--- Short exercise ---
Emit the data below verbatim, stripping out any pictures.

--- Data extract ---
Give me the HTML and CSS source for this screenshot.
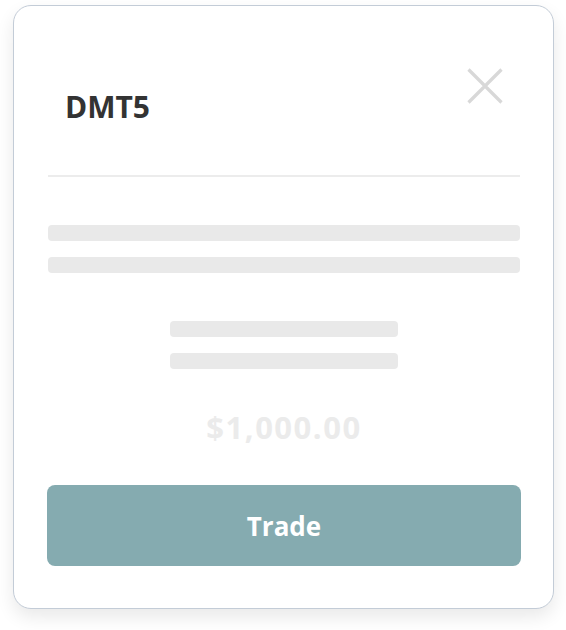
FILE: index.html
```html
<!DOCTYPE html>
<html>
<head>
<meta charset="utf-8">
<link rel="stylesheet" href="styles.css">
</head>
<body>
<div class="card">
  <div class="header">
    <h1 class="title">DMT5</h1>
    <button class="close" aria-label="Close">
      <svg width="36" height="36" viewBox="0 0 36 36"><path d="M1.5 1.5 L34.5 34.5 M34.5 1.5 L1.5 34.5" stroke="#d8d8d8" stroke-width="3.2" fill="none"/></svg>
    </button>
  </div>
  <div class="divider"></div>
  <div class="skeleton">
    <div class="bar"></div>
    <div class="bar"></div>
  </div>
  <div class="skeleton narrow">
    <div class="bar"></div>
    <div class="bar"></div>
  </div>
  <div class="amount">$1,000.00</div>
  <button class="trade">Trade</button>
</div>
</body>
</html>
```

FILE: styles.css
```css
html, body {
  margin: 0;
  padding: 0;
  background: #ffffff;
}
body {
  font-family: "Open Sans", "Liberation Sans", sans-serif;
  padding-bottom: 21px;
}
.card {
  box-sizing: border-box;
  width: 541px;
  margin: 5px 0 0 13px;
  padding: 0 33px 42px 34px;
  border: 1px solid #c3ccd7;
  border-radius: 18px;
  background: #fff;
  box-shadow: 0 8px 18px rgba(0, 0, 0, 0.09);
}
.header {
  display: flex;
  justify-content: space-between;
  align-items: flex-start;
  padding: 0 17px;
}
.title {
  margin: 81px 0 48px;
  font-size: 30px;
  line-height: 40px;
  font-weight: 700;
  color: #333333;
}
.close {
  margin-top: 62px;
  padding: 0;
  border: 0;
  background: none;
  width: 36px;
  height: 36px;
  display: block;
}
.close svg { display: block; }
.divider {
  height: 2px;
  background: #ececec;
}
.skeleton {
  display: flex;
  flex-direction: column;
  gap: 16px;
  margin-top: 48px;
}
.skeleton.narrow {
  width: 228px;
  margin-left: auto;
  margin-right: auto;
}
.bar {
  height: 16px;
  border-radius: 4px;
  background: #e9e9e9;
}
.amount {
  margin-top: 38px;
  text-align: center;
  font-size: 31px;
  letter-spacing: 1.5px;
  line-height: 40px;
  font-weight: 700;
  color: #ebebeb;
}
.trade {
  display: block;
  box-sizing: border-box;
  width: calc(100% + 2px);
  margin: 38px -1px 0;
  height: 81px;
  border: 0;
  border-radius: 8px;
  background: #85abb0;
  color: #fff;
  font-family: "Open Sans", "Liberation Sans", sans-serif;
  font-size: 26px;
  font-weight: 700;
}
```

--- Response to the exercise ---
Give me the HTML and CSS source for this screenshot.
FILE: index.html
```html
<!DOCTYPE html>
<html>
<head>
<meta charset="utf-8">
<link rel="stylesheet" href="styles.css">
</head>
<body>
<div class="card">
  <div class="header">
    <h1 class="title">DMT5</h1>
    <button class="close" aria-label="Close">
      <svg width="36" height="36" viewBox="0 0 36 36"><path d="M1.5 1.5 L34.5 34.5 M34.5 1.5 L1.5 34.5" stroke="#d8d8d8" stroke-width="3.2" fill="none"/></svg>
    </button>
  </div>
  <div class="divider"></div>
  <div class="skeleton">
    <div class="bar"></div>
    <div class="bar"></div>
  </div>
  <div class="skeleton narrow">
    <div class="bar"></div>
    <div class="bar"></div>
  </div>
  <div class="amount">$1,000.00</div>
  <button class="trade">Trade</button>
</div>
</body>
</html>
```

FILE: styles.css
```css
html, body {
  margin: 0;
  padding: 0;
  background: #ffffff;
}
body {
  font-family: "Open Sans", "Liberation Sans", sans-serif;
  padding-bottom: 21px;
}
.card {
  box-sizing: border-box;
  width: 541px;
  margin: 5px 0 0 13px;
  padding: 0 33px 42px 34px;
  border: 1px solid #c3ccd7;
  border-radius: 18px;
  background: #fff;
  box-shadow: 0 8px 18px rgba(0, 0, 0, 0.09);
}
.header {
  display: flex;
  justify-content: space-between;
  align-items: flex-start;
  padding: 0 17px;
}
.title {
  margin: 81px 0 48px;
  font-size: 30px;
  line-height: 40px;
  font-weight: 700;
  color: #333333;
}
.close {
  margin-top: 62px;
  padding: 0;
  border: 0;
  background: none;
  width: 36px;
  height: 36px;
  display: block;
}
.close svg { display: block; }
.divider {
  height: 2px;
  background: #ececec;
}
.skeleton {
  display: flex;
  flex-direction: column;
  gap: 16px;
  margin-top: 48px;
}
.skeleton.narrow {
  width: 228px;
  margin-left: auto;
  margin-right: auto;
}
.bar {
  height: 16px;
  border-radius: 4px;
  background: #e9e9e9;
}
.amount {
  margin-top: 38px;
  text-align: center;
  font-size: 31px;
  letter-spacing: 1.5px;
  line-height: 40px;
  font-weight: 700;
  color: #ebebeb;
}
.trade {
  display: block;
  box-sizing: border-box;
  width: calc(100% + 2px);
  margin: 38px -1px 0;
  height: 81px;
  border: 0;
  border-radius: 8px;
  background: #85abb0;
  color: #fff;
  font-family: "Open Sans", "Liberation Sans", sans-serif;
  font-size: 26px;
  font-weight: 700;
}
```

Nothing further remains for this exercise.